DP chief Mufti Mohammad Sayeed took oath as chief minister of Jammu and
Kashmir Sunday, heading a coalition that brought the BJP to power for
the first time in India's only Muslim-majority state.
Prime
Minister Narendra Modi, BJP president Amit Shah and party leaders L.K.
Advani and Murli Manohar Joshi witnessed the ceremony, more than two
months after elections produced a hung verdict giving the PDP and the
BJP 28 and 25 seats respectively.
After taking oath, Sayeed, 79,
warmly hugged Modi and sat close to him, witnessing the entire ceremony
held on a flower-decked stage at the Jammu University's General Zorawar
Singh auditorium.
Son of a religious preacher from the Kashmir
Valley, Sayeed will head the government of his Peoples Democratic Party
and the Bharatiya Janata Party, and will be the chief minister for all
of six years.
Senior BJP leader Nirmal Singh was sworn in as the deputy chief minister.
Former
separatist leader Sajad Gani Lone took oath as a BJP ally, and then
warmly hugged both Modi and Sayeed, triggering thunderous applause.
His inclusion in the cabinet followed a last-minute hitch, a BJP source told IANS, without giving details.
Inclusive
of the chief minister, the PDP will have 11 cabinet berths and the BJP
six, including Lone.
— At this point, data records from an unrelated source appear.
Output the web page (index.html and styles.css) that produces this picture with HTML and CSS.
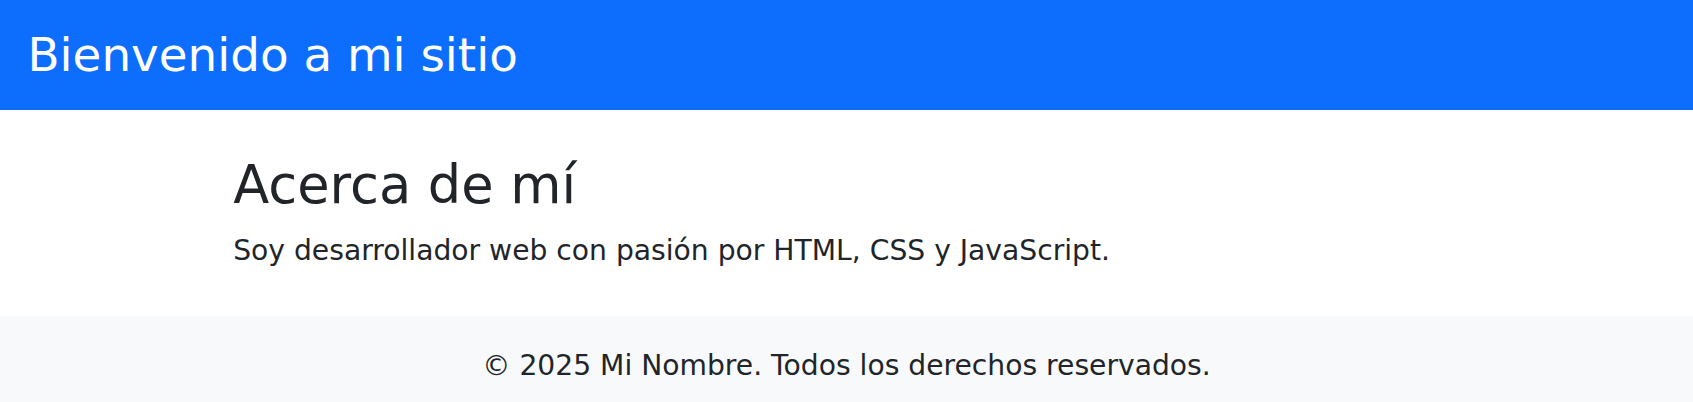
FILE: index.html
```html
<!DOCTYPE html>
<html lang="es">
<head>
<meta charset="utf-8">
<title>Mi sitio</title>
<link rel="stylesheet" href="styles.css">
</head>
<body>
<header class="site-header">
  <h1 class="site-title">Bienvenido a mi sitio</h1>
</header>
<main class="container">
  <section class="about">
    <h2 class="about-title">Acerca de mí</h2>
    <p class="about-text">Soy desarrollador web con pasión por HTML, CSS y JavaScript.</p>
  </section>
</main>
<footer class="site-footer">
  <p class="footer-text">© 2025 Mi Nombre. Todos los derechos reservados.</p>
</footer>
</body>
</html>
```

FILE: styles.css
```css
* { box-sizing: border-box; }
html, body { margin: 0; padding: 0; }
body {
  font-family: "DejaVu Sans", sans-serif;
  font-size: 28.2px;
  line-height: 1.5;
  color: #212529;
  background: #fff;
}
.site-header {
  background: #0d6efd;
  color: #fff;
  padding: 26.9px 27.5px;
}
.site-title {
  margin: 0;
  font-size: 46.8px;
  font-weight: 400;
  line-height: 1.2;
}
.container {
  max-width: 1269px;
  margin: 43px auto 43.5px;
  padding: 0 21.2px;
}
.about-title {
  margin: 0 0 14.1px;
  font-size: 52.6px;
  font-weight: 400;
  line-height: 1.2;
}
.about-text {
  margin: 0 0 28.2px;
}
.site-footer {
  background: #f8f9fa;
  text-align: center;
  padding: 28.6px 28.2px 28.2px;
}
.footer-text {
  margin: 0;
}
```
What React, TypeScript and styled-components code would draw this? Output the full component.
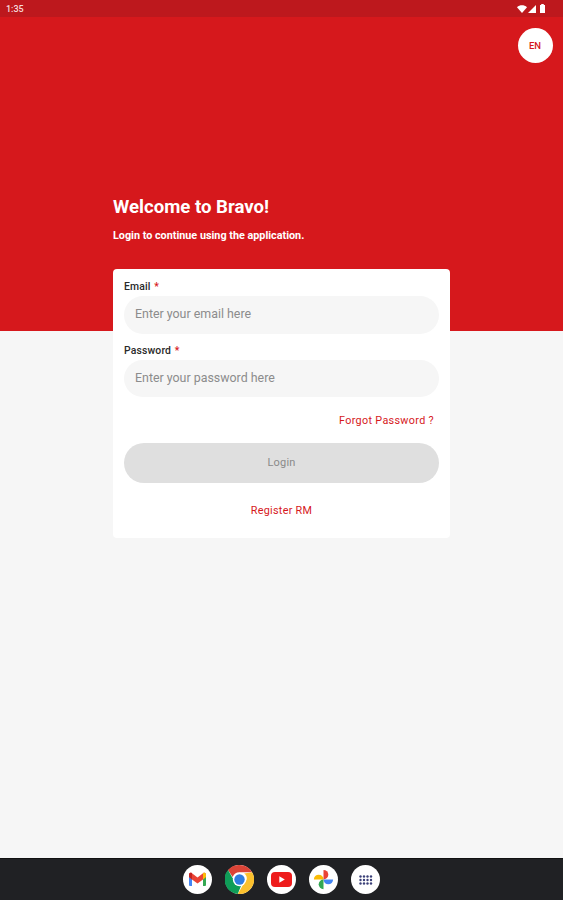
import React from "react";
import styled, { createGlobalStyle } from "styled-components";

const GlobalStyle = createGlobalStyle`
	html, body {
		margin: 0;
		padding: 0;
		height: 100%;
		background: #f6f6f6;
	}
	#root {
		height: 100%;
	}
	* {
		box-sizing: border-box;
	}
`;

const Screen = styled.div`
	display: flex;
	flex-direction: column;
	width: 563px;
	height: 900px;
	overflow: hidden;
	background: #f6f6f6;
	font-family: Roboto, "Liberation Sans", sans-serif;
`;

const StatusBar = styled.div`
	display: flex;
	align-items: center;
	justify-content: space-between;
	height: 17px;
	padding: 0 17px 0 6px;
	background: #bd181d;
	color: #f6dcdc;
	font-size: 9px;
	font-weight: 500;
`;

const StatusIcons = styled.div`
	display: flex;
	align-items: center;
	gap: 1px;
`;

const Hero = styled.div`
	display: flex;
	flex-direction: column;
	height: 314px;
	padding: 11px 10.5px 0 113px;
	background: #d6181c;
	color: #fff;
`;

const LangRow = styled.div`
	display: flex;
	justify-content: flex-end;
	height: 35px;
	margin-bottom: 132px;
`;

const LangButton = styled.button`
	width: 35px;
	height: 35px;
	padding: 0;
	border: none;
	border-radius: 50%;
	background: #fff;
	color: #d6181c;
	font-family: inherit;
	font-size: 9.5px;
	font-weight: 500;
`;

const Title = styled.h1`
	margin: 0;
	font-size: 18.6px;
	line-height: 24px;
	font-weight: 700;
`;

const Subtitle = styled.p`
	margin: 10px 0 0;
	font-size: 10.8px;
	line-height: 14px;
	font-weight: 700;
`;

const Body = styled.div`
	flex: 1;
	display: flex;
	justify-content: center;
`;

const Card = styled.form`
	display: flex;
	flex-direction: column;
	width: 337px;
	height: 269px;
	margin: -62px 0 0 0;
	padding: 11px 11px 0;
	border-radius: 4px;
	background: #fff;
`;

const Field = styled.label`
	display: flex;
	flex-direction: column;
	margin-bottom: 10px;
`;

const Label = styled.span`
	height: 16px;
	padding-top: 1px;
	color: #2a2a2a;
	font-size: 10.4px;
	line-height: 12px;
	font-weight: 500;
	letter-spacing: 0.15px;
`;

const Required = styled.span`
	margin-left: 1px;
	color: #d6181c;
`;

const Input = styled.input`
	width: 100%;
	height: 37.5px;
	padding: 0 11px 2px;
	border: none;
	border-radius: 19px;
	background: #f6f6f6;
	font-family: inherit;
	font-size: 12.4px;
	outline: none;
	&::placeholder {
		color: #8c8c8c;
		opacity: 1;
	}
`;

const ForgotLink = styled.a`
	align-self: flex-end;
	margin: 7px 5px 15px 0;
	color: #d6181c;
	font-size: 10.8px;
	line-height: 14px;
	letter-spacing: 0.32px;
`;

const LoginButton = styled.button`
	width: 100%;
	height: 39.5px;
	padding: 0;
	border: none;
	border-radius: 20px;
	background: #dfdfdf;
	color: #8a8a8a;
	font-family: inherit;
	font-size: 11px;
	font-weight: 400;
	letter-spacing: 0.2px;
`;

const RegisterLink = styled.a`
	align-self: center;
	margin-top: 21px;
	color: #d6181c;
	font-size: 10.8px;
	line-height: 14px;
	letter-spacing: 0.28px;
`;

const Dock = styled.div`
	display: flex;
	align-items: center;
	justify-content: center;
	gap: 13px;
	height: 42px;
	background: #202124;
	border-top: 1px solid #111;
`;

const DockIcon = styled.div<{ $bare?: boolean }>`
	display: flex;
	align-items: center;
	justify-content: center;
	width: 29px;
	height: 29px;
	border-radius: 50%;
	background: ${(props) => (props.$bare ? "transparent" : "#fff")};
`;

const Wifi = () => (
	<svg width="10" height="8" viewBox="0 0 10 8">
		<path d="M0 2.2C2.8-.4 7.2-.4 10 2.2L5 8z" fill="#fff" />
	</svg>
);

const Signal = () => (
	<svg width="8" height="8" viewBox="0 0 8 8">
		<path d="M8 0v8H0z" fill="#fff" />
	</svg>
);

const Battery = () => (
	<svg width="7" height="9" viewBox="0 0 7 9" style={{ marginLeft: 2 }}>
		<path d="M2.2 0h2.6v1h1.2v8H1V1h1.2z" fill="#fff" />
	</svg>
);

const Gmail = () => (
	<svg width="19" height="15" viewBox="0 0 19 15">
		<path d="M1 14V4l3 2.4V14H2a1 1 0 0 1-1-1z" fill="#4285f4" />
		<path d="M15 14V6.4L18 4v9a1 1 0 0 1-1 1z" fill="#34a853" />
		<path d="M1 5V2.6C1 1 2.8.3 4 1.2L9.5 5.4 15 1.2C16.2.3 18 1 18 2.6V5l-3 2.4-5.5 4.2L4 7.4z" fill="#ea4335" />
		<path d="M15 1.2C16.2.3 18 1 18 2.6V5l-3 2.4z" fill="#fbbc04" />
		<path d="M1 5V2.6C1 1 2.8.3 4 1.2V7.4z" fill="#c5221f" />
	</svg>
);

const Chrome = () => (
	<svg width="29" height="29" viewBox="0 0 48 48">
		<circle cx="24" cy="24" r="24" fill="#fff" />
		<path d="M24 0a24 24 0 0 1 20.8 12H24a12 12 0 0 0-11.3 8L5 8.4A24 24 0 0 1 24 0z" fill="#db4437" />
		<path d="M5 8.4l10.6 18.4A9 9 0 0 0 27 33l-5.8 14.8A24 24 0 0 1 5 8.4z" fill="#0f9d58" />
		<path d="M44.8 12A24 24 0 0 1 21.2 47.8L31.8 29.5A9 9 0 0 0 31.5 14z" fill="#fbc02d" />
		<circle cx="24" cy="24" r="11" fill="#fff" />
		<circle cx="24" cy="24" r="8.6" fill="#2f7de1" />
	</svg>
);

const Youtube = () => (
	<svg width="21" height="15" viewBox="0 0 21 15">
		<rect x="0" y="0" width="21" height="15" rx="4" fill="#ee1c1c" />
		<path d="M8.3 4.3v6.4l5.5-3.2z" fill="#fff" />
	</svg>
);

const Photos = () => (
	<svg width="21" height="21" viewBox="0 0 24 24">
		<path d="M1 12A5.5 5.5 0 0 1 12 12z" fill="#fbbc04" />
		<path d="M12 1A5.5 5.5 0 0 1 12 12z" fill="#ea4335" />
		<path d="M23 12A5.5 5.5 0 0 1 12 12z" fill="#4285f4" />
		<path d="M12 23A5.5 5.5 0 0 1 12 12z" fill="#34a853" />
	</svg>
);

const AppGrid = () => (
	<svg width="14" height="10" viewBox="0 0 14 10" fill="#3a3f78">
		{[1.5, 5, 8.5, 12].map((x) =>
			[1.5, 5, 8.5].map((y) => <circle key={`${x}-${y}`} cx={x} cy={y} r="1.2" />)
		)}
	</svg>
);

export default function App() {
	return (
		<>
			<GlobalStyle />
			<Screen>
				<StatusBar>
					<span>1:35</span>
					<StatusIcons>
						<Wifi />
						<Signal />
						<Battery />
					</StatusIcons>
				</StatusBar>
				<Hero>
					<LangRow>
						<LangButton type="button">EN</LangButton>
					</LangRow>
					<Title>Welcome to Bravo!</Title>
					<Subtitle>Login to continue using the application.</Subtitle>
				</Hero>
				<Body>
					<Card>
						<Field>
							<Label>
								Email <Required>*</Required>
							</Label>
							<Input placeholder="Enter your email here" />
						</Field>
						<Field>
							<Label>
								Password <Required>*</Required>
							</Label>
							<Input placeholder="Enter your password here" />
						</Field>
						<ForgotLink>Forgot Password ?</ForgotLink>
						<LoginButton type="button">Login</LoginButton>
						<RegisterLink>Register RM</RegisterLink>
					</Card>
				</Body>
				<Dock>
					<DockIcon>
						<Gmail />
					</DockIcon>
					<DockIcon $bare>
						<Chrome />
					</DockIcon>
					<DockIcon>
						<Youtube />
					</DockIcon>
					<DockIcon>
						<Photos />
					</DockIcon>
					<DockIcon>
						<AppGrid />
					</DockIcon>
				</Dock>
			</Screen>
		</>
	);
}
The PDP and BJP have three and five junior
ministers respectively.
Two women were named junior ministers: Priya Sethi (BJP) and Asiya Naqash (PDP).
The
PDP cabinet ministers are Abdul Rehman Bhat Veeri, Javaid Mustafa Mir,
Abdul Haq Khan, Syed Basharat Bukhari, Chowdhary Zulfiqar Ali, Haseeb
Drabu, Ghulam Nabi Lone Hanjura, Altaf Bukhari, Imran Raza Ansari and
Naeem Akhtar.
The BJP's cabinet ministers are Nirmal Singh
(deputy chief minister), Chander Prakash, Choudhary Lal Singh, Bali
Baghat, Sukhnandan Kumar and Sajad Gani Lone (Peoples Conference).
The
BJP's junior ministers are Chering Dorjay, Sunil Kumar Sharma, Abdul
Ghani Kohli, Priya Sethi and Pawan Gupta. The PDP's junior ministers are
Abdul Majeed Paddar, Muhammad Ashraf Mir and Asiya Naqash.
While
Sayeed took oath in English, his party colleagues took oath in Urdu or
English. The BJP ministers took oath in English and Hindu except
Choudhary Lal Singh who went for Dogri.
This is the second time
Sayeed will head a coalition government in Jammu and Kashmir. He took
power in 2002, heading a PDP-Congress alliance, for a three-year term.
The
Kashmir verdict brought about a clear divide between the
Muslim-majority Kashmir Valley and the Hindu-dominated Jammu region,
with the PDP winning almost all its seats in the valley and the BJP
sweeping Jammu.
Even as it became clear that the BJP and the PDP
would have to team up to form a government, their negotiations became
protracted because of the two parties' known differences over some vital
issues.
This is the first time the BJP is tasting power in Jammu
and Kashmir, the country's only Muslim-majority state where a
separatist campaign which has raged since 1989 has left thousands dead.